Ein Hoffnungsschimmer im Wasserstoffnebel
Wer sich dieser Tage mit der Aktie von thyssenkrupp nucera beschäftigt, sieht vor allem eines: Bewegung. Nicht nach oben in großen Sprüngen, nicht nach unten im freien Fall – sondern ein vorsichtiges Aufbäumen in einem Markt, der weiter mit Unsicherheiten kämpft. Die jüngste Prognoseanpassung aus Dortmund war ein Signal. Und das kam an.
Nachdem das Management die operative Ergebnisprognose für das laufende Geschäftsjahr leicht anhob, reagierte die Börse prompt. Die Aktie legte zeitweise um über 5 % zu und setzte ihren Seitwärtslauf zwischen 8 und 11 Euro fort.
Der Grund für die Euphorie: Der erwartete Verlust fällt kleiner aus als bisher angenommen – und ein kleiner Gewinn ist sogar wieder denkbar. Für Anleger, die sich in den vergangenen Monaten an grüne Versprechen gewöhnt hatten und mit enttäuschenden Quartalszahlen leben mussten, klingt das fast schon wie Musik.
Weniger Minus ist das neue Plus
Bislang war das Management von einem Ebit zwischen minus 30 und plus 5 Millionen Euro ausgegangen. Jetzt heißt es: Vielleicht wird es sogar eine schwarze Null – irgendwo zwischen minus 7 und plus 7 Millionen Euro.
Der Unterschied mag auf den ersten Blick gering wirken, doch er hat symbolischen Wert: Die Hoffnung auf operatives Gleichgewicht – trotz schwierigem Umfeld – keimt wieder auf.
Denn das Umfeld für grünen Wasserstoff ist alles andere als rosig. In der Wasserstoffsparte, dem Hoffnungsträger des Konzerns, sieht thyssenkrupp nucera weiterhin Zurückhaltung bei Investoren. Die finale Entscheidung über große Projekte verzögert sich vielerorts. Es fehlt an Planungssicherheit, an Infrastruktur – und manchmal schlicht an politischem Willen.
Einbruch beim Auftragseingang – der Elefant im Raum
Während sich die Schlagzeilen auf die optimierte Ebit-Prognose stürzen, geht ein anderer Fakt beinahe unter: Der Auftragseingang im dritten Quartal sank dramatisch – von 271 Millionen auf nur noch 63 Millionen Euro.
Zwar war der Vorjahreswert durch einen Großauftrag aus Schweden (200 Mio. €) verzerrt, doch der Rückgang ist auch ohne diesen Sondereffekt beachtlich.

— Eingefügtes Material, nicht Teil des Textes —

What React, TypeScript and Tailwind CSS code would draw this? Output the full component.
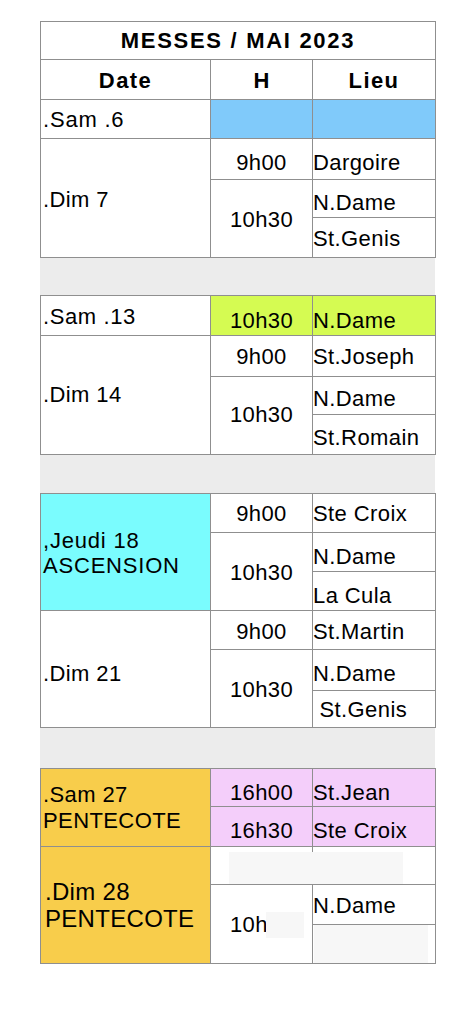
import React from "react";

const B = "border-r border-b border-[#8f8f8f]";
const txt = "text-[22px] leading-[26px] text-black tracking-[0.4px]";

type CellProps = {
  children?: React.ReactNode;
  cls?: string;
  bg?: string;
};

function DateCell({ children, cls = "", bg = "bg-white" }: CellProps) {
  return <div className={`${B} ${bg} ${txt} flex items-center pl-[2px] ${cls}`}>{children}</div>;
}
function TimeCell({ children, cls = "", bg = "bg-white" }: CellProps) {
  return <div className={`${B} ${bg} ${txt} flex items-center justify-center ${cls}`}>{children}</div>;
}
function LieuCell({ children, cls = "", bg = "bg-white" }: CellProps) {
  return <div className={`${B} ${bg} ${txt} flex items-center pl-0 whitespace-pre ${cls}`}>{children}</div>;
}

function Grey({ h }: { h: string }) {
  return <div className={`w-[395px] bg-[#ececec] ${h}`} />;
}

export default function App() {
  return (
    <div
      className="min-h-[1024px] w-[469px] bg-white pt-[21px] pl-[40px]"
      style={{ fontFamily: '"Liberation Sans", Arial, sans-serif' }}
    >
      {/* Block 1 */}
      <div className="grid grid-cols-[170px_102px_123px] grid-rows-[38px_40px_39px_41px_38px_40px] w-[396px] border-l border-t border-[#8f8f8f]">
        <div className={`${B} col-span-3 flex items-center justify-center font-bold text-[22px] tracking-[1.7px] bg-white`}>
          MESSES / MAI 2023
        </div>
        <div className={`${B} flex items-center justify-center font-bold text-[22px] tracking-[1.4px] pt-[2px]`}>Date</div>
        <div className={`${B} flex items-center justify-center font-bold text-[22px] pt-[2px]`}>H</div>
        <div className={`${B} flex items-center justify-center font-bold text-[22px] tracking-[1.4px] pt-[2px]`}>Lieu</div>
        <DateCell cls="pt-[2px] tracking-[0.8px]">.Sam .6</DateCell>
        <TimeCell bg="bg-[#80cafa]" />
        <LieuCell bg="bg-[#80cafa]" />
        <DateCell cls="row-span-3 pt-[3px]">.Dim 7</DateCell>
        <TimeCell cls="pt-[7px]">9h00</TimeCell>
        <LieuCell cls="pt-[7px]">Dargoire</LieuCell>
        <TimeCell cls="row-span-2 pt-[3px]">10h30</TimeCell>
        <LieuCell cls="pt-[8px]">N.Dame</LieuCell>
        <LieuCell cls="pt-[3px]">St.Genis</LieuCell>
      </div>
      <Grey h="h-[37px]" />

      {/* Block 2 */}
      <div className="grid grid-cols-[170px_102px_123px] grid-rows-[40px_41px_38px_40px] w-[396px] border-l border-t border-[#8f8f8f]">
        <DateCell cls="pt-[2px] tracking-[0.6px]">.Sam .13</DateCell>
        <TimeCell bg="bg-[#d5fb52]" cls="pt-[10px]">10h30</TimeCell>
        <LieuCell bg="bg-[#d5fb52]" cls="pt-[10px]">N.Dame</LieuCell>
        <DateCell cls="row-span-3">.Dim 14</DateCell>
        <TimeCell cls="pt-[2px]">9h00</TimeCell>
        <LieuCell cls="pt-[2px]">St.Joseph</LieuCell>
        <TimeCell cls="row-span-2 pb-[2px]">10h30</TimeCell>
        <LieuCell cls="pt-[7px]">N.Dame</LieuCell>
        <LieuCell cls="pt-[7px]">St.Romain</LieuCell>
      </div>
      <Grey h="h-[38px]" />

      {/* Block 3 */}
      <div className="grid grid-cols-[170px_102px_123px] grid-rows-[39px_39px_39px_39px_41px_37px] w-[396px] border-l border-t border-[#8f8f8f]">
        <DateCell bg="bg-[#7afcfe]" cls="row-span-3 pl-[1px]">
          <div className="leading-[25px] tracking-[0.8px] pt-[2px]">
            ,Jeudi 18
            <br />
            ASCENSION
          </div>
        </DateCell>
        <TimeCell cls="pt-[2px]">9h00</TimeCell>
        <LieuCell cls="pt-[2px]">Ste Croix</LieuCell>
        <TimeCell cls="row-span-2 pt-[3px]">10h30</TimeCell>
        <LieuCell cls="pt-[9px]">N.Dame</LieuCell>
        <LieuCell cls="pt-[9px]">La Cula</LieuCell>
        <DateCell cls="row-span-3 pt-[9px]">.Dim 21</DateCell>
        <TimeCell cls="pt-[4px]">9h00</TimeCell>
        <LieuCell cls="pt-[4px]">St.Martin</LieuCell>
        <TimeCell cls="row-span-2 pt-[2px]">10h30</TimeCell>
        <LieuCell cls="pt-[8px]">N.Dame</LieuCell>
        <LieuCell cls="pt-[2px]">{"\u00a0St.Genis"}</LieuCell>
      </div>
      <Grey h="h-[40px]" />

      {/* Block 4 */}
      <div className="relative grid grid-cols-[170px_102px_123px] grid-rows-[38px_40px_38px_40px_39px] w-[396px] border-l border-t border-[#8f8f8f]">
        <DateCell bg="bg-[#f8cd4b]" cls="row-span-2 pl-[1px]">
          <div className="leading-[26px] tracking-[0.4px] pt-[1px]">
            .Sam 27
            <br />
            PENTECOTE
          </div>
        </DateCell>
        <TimeCell bg="bg-[#f4cefa]" cls="pt-[10px]">16h00</TimeCell>
        <LieuCell bg="bg-[#f4cefa]" cls="pt-[10px]">St.Jean</LieuCell>
        <TimeCell bg="bg-[#f4cefa]" cls="pt-[8px]">16h30</TimeCell>
        <LieuCell bg="bg-[#f4cefa]" cls="pt-[8px]">Ste Croix</LieuCell>
        <DateCell bg="bg-[#f8cd4b]" cls="row-span-3 pl-[4px]">
          <div className="text-[24px] leading-[27px] tracking-[0.3px]">
            .Dim 28
            <br />
            PENTECOTE
          </div>
        </DateCell>
        <TimeCell />
        <LieuCell />
        <TimeCell cls="row-span-2 pt-[2px] relative">
          <span>10h30</span>
          <span className="absolute left-[55px] top-[27px] h-[26px] w-[38px] bg-[#f7f7f7]" />
        </TimeCell>
        <LieuCell cls="pt-[3px]">N.Dame</LieuCell>
        <LieuCell cls="relative">
          <span className="absolute left-[1px] top-0 h-[38px] w-[114px] bg-[#f7f7f7]" />
        </LieuCell>
        <span className="absolute left-[188px] top-[83px] h-[32px] w-[174px] bg-[#f7f7f7]" />
      </div>
    </div>
  );
}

Auch der Umsatz brach von 237 auf 184 Millionen Euro ein. Ein deutliches Zeichen dafür, dass die versprochene Wachstumsgeschichte stockt. Im Chlor-Alkali-Segment läuft es immerhin besser als erwartet. Doch das reicht kaum, um die Marktphantasie rund um grünen Wasserstoff wachzuhalten.
Zukunftstechnologie mit Geduldsfaktor
thyssenkrupp nucera bleibt ein Unternehmen im Übergang. Technologisch gut aufgestellt, strategisch positioniert in einem Zukunftsmarkt – aber gebremst durch Realitäten, die sich nicht per Roadshow wegmoderieren lassen. Förderprogramme, Regulierungen, Bürokratien und Kapitalkosten dämpfen derzeit die Investitionsfreude auf Kundenseite.
Für Anleger bleibt die Frage: Ist die Aktie ein Geduldsspiel oder eine Sackgasse? Aktuell wird sie wie ein Optionsschein auf eine grüne Zukunft gehandelt – mit engen Bandbreiten, sensibel auf jede noch so kleine Kursnachricht.
Die nüchternen Zahlen lassen wenig Raum für Spekulationen. Umso wichtiger ist es für den Konzern, mit belastbaren Aufträgen zu liefern, nicht nur mit besser klingenden Bandbreiten.